This edition of Britain’s gutter-rag-of-hearts, however, is best remembered for reasons beyond The Crusader’s erroneous reporting. Whilst it was widely accepted that the paper’s texts were occasionally a little prone to exaggeration, its pictures had always been assumed to be genuine. The lead image for this story, however, is clearly faked. As any schoolboy knows, Elizabeth Tower wasn’t built until 1843, making this the first recorded use of Photoshop by a national newspaper.
Milton is believed to have remarked “Blimey! This takes the whole fake news thing to a new level.”
Times were, of course, very different. The Daily Express today would not dream of doing such a thing.
The Word of God (in the Daily Express today!)
In 1611, The Daily Express got terribly excited at the appearance of the King James version of The Bible. The KJV was not, of course, the first English translation of the text, as Tyndale and Caxton were only too eager to point out in the letters page, but the paper was keen to take this as an affirmation of God’s English heritage.
As ever, we are somewhat baffled by the logical gymnastics of the editors but their patriotism cannot be faulted.
Out, Out, Brief Candle …
In 1616, The Daily Express could barely contain its glee as William Shakespeare, Britain’s greatest ever writer, popped his clogs. The reasons for the rag’s hatred of The Bard, were numerous. They had never been able to forgive for the protagonist’s skin-tone in Othello and they were deeply suspicious of the homoerotic undertones of the 20th sonnet. They were also somewhat jealous of the great man’s ability to string together a coherent sentence.
The 22-page character assassination of The Bard has rarely been equalled for either length or bile.
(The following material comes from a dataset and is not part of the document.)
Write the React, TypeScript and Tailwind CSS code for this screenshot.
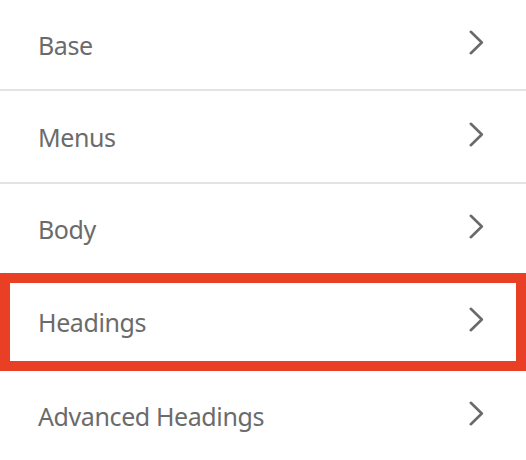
const items = ['Base', 'Menus', 'Body', 'Headings', 'Advanced Headings'];

function Chevron() {
  return (
    <svg width="15" height="25" viewBox="0 0 15 25" fill="none" className="mb-[5px] shrink-0">
      <polyline
        points="1.8,1.8 12.8,12.5 1.8,23.2"
        stroke="#6a6a6a"
        strokeWidth="2.6"
        strokeLinecap="round"
        strokeLinejoin="round"
      />
    </svg>
  );
}

function Row({ label, active, divider, height }: { label: string; active?: boolean; divider?: boolean; height: string }) {
  return (
    <div
      className={
        active
          ? `flex items-center justify-between ${height} border-[10px] border-[#e94025] pl-[28px] pr-[32px]`
          : `flex items-center justify-between ${height} pl-[38px] pr-[42px] ${divider ? 'border-b-2 border-[#e3e3e3]' : ''}`
      }
    >
      <span className="text-[25px] tracking-[-0.4px] leading-none text-[#6b6b6b] font-['Noto_Sans',sans-serif] pt-[1px]">
        {label}
      </span>
      <Chevron />
    </div>
  );
}

export default function App() {
  return (
    <div className="w-[526px] h-[460px] bg-white overflow-hidden flex flex-col">
      <Row label={items[0]} divider height="h-[91px]" />
      <Row label={items[1]} divider height="h-[93px]" />
      <Row label={items[2]} height="h-[89px]" />
      <Row label={items[3]} active height="h-[98px]" />
      <Row label={items[4]} height="h-[89px]" />
    </div>
  );
}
It wasn’t until Graham Taylor lost a football match in the 1990s, that The Daily Express once more devoted an entire edition to throwing mud at an individual, rather than a group of people.
The Daily Express Draws a Blank
Newsrooms around the world live in fear of quiet news days. Normally this is handled via a stock of minor stories about an orangutan doing something mildly interesting at London Zoo, or somebody in the north growing an unusually large marrow.
Or Princess Diana.
When absolutely nothing at all happened on the 17th of November 1627, the editor was woefully prepared and compelled to release a largely blank Saturday issue.
Had the editor’s news-gathering team been a little sharper though, they would have realised that the Duke of Buckingham had returned from la Rochelle with a handful of ships and 3000 men. He had gone there with a hundred ships and 7000 men in order to foment revolt in July, at the behest of the king. His early retreat clearly came as a surprise to the eagle-eyed reporters of Fleet Street.
Charlie is our Darling
The Express was in Heaven in 1629 when its pin-up boy King Charles I got a little snitty with Parliament after they dared to question his expense claims. He duly closed down Parliament in order to silence opposing voices. In a rare moment of prescience, the editor promised his readers eleven years of glorious tyranny and Charles duly delivered.
Charles’ constant spaffing and his refusal to work with his neighbours would lead the nation inexorably towards a civil war.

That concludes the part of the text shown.